Although the United States feels unsafe to many, Fairfield is hoping to create a safe space for all students.

“This executive order will impact the international students on our Fairfield campus in terms of their travels. Also, Muslims on campus may feel targeted and fearful of others now that Trump has initiated this form of discrimination,” said Nadra Al-Hamwy ‘18.

Ophelie Rowe Allen, Ed.D, Interim Director of Student Diversity & Multicultural Affairs talked about the atmosphere of the campus since the ban, as well as the help students can look for if they are experiencing a problem.

The atmosphere on campus for those who have family or friends affected by this temporary executive order, is one of uncertainty and anxiousness,” stated Rowe Allen. “Although executive order travel bans have happened before, for our students who are here today, this is a very emotional time.”

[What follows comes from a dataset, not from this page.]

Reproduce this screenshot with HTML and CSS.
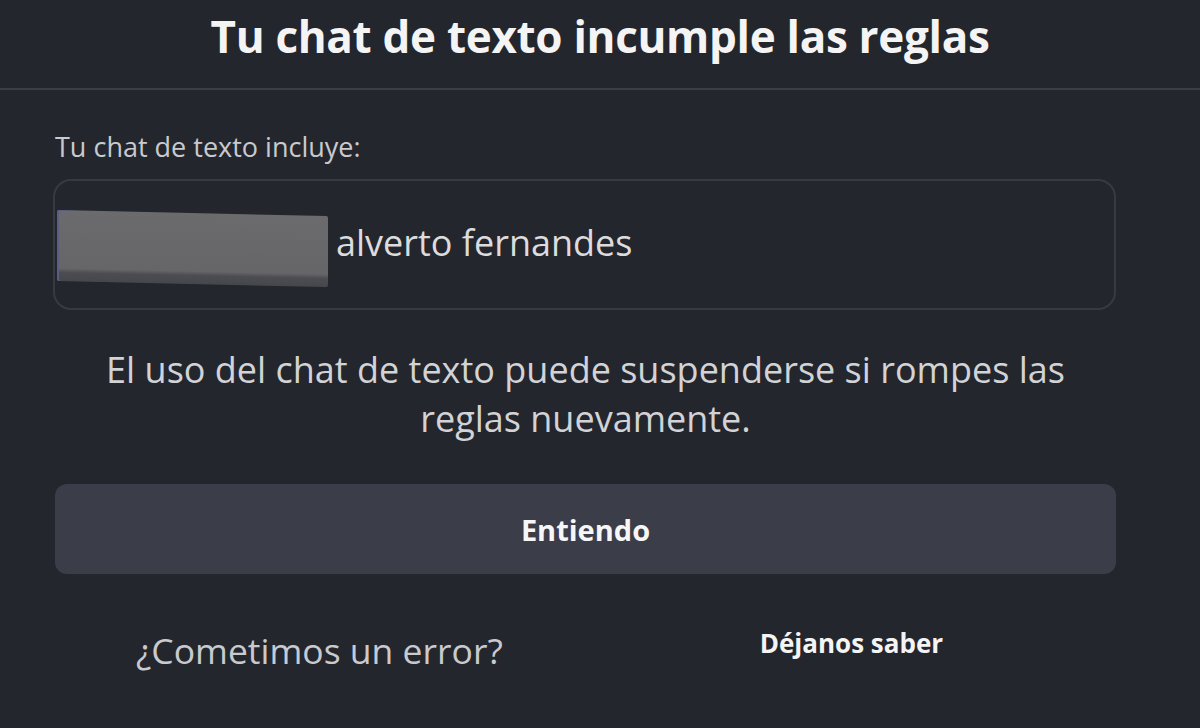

She continued, “Fairfield stands ready to support and help them through this time.”

Despite Fairfield’s efforts, Alizada does not believe that the students of Fairfield have rallied behind the Muslim community.

“The support has not really been there from those who are not part of minority groups,” said Alizada,  “and those who are not in the minority circles, which is the majority of our students.”


The Fairfield community directly affected by the ban were not comfortable speaking with The Mirror. At the time, they feared the safety for their citizenship and family.  The Office of Student Diversity & Multicultural Affairs will hold a Vigil on Wednesday at 6:30pm starting at the Stag Statue and then into the Barone Campus Center.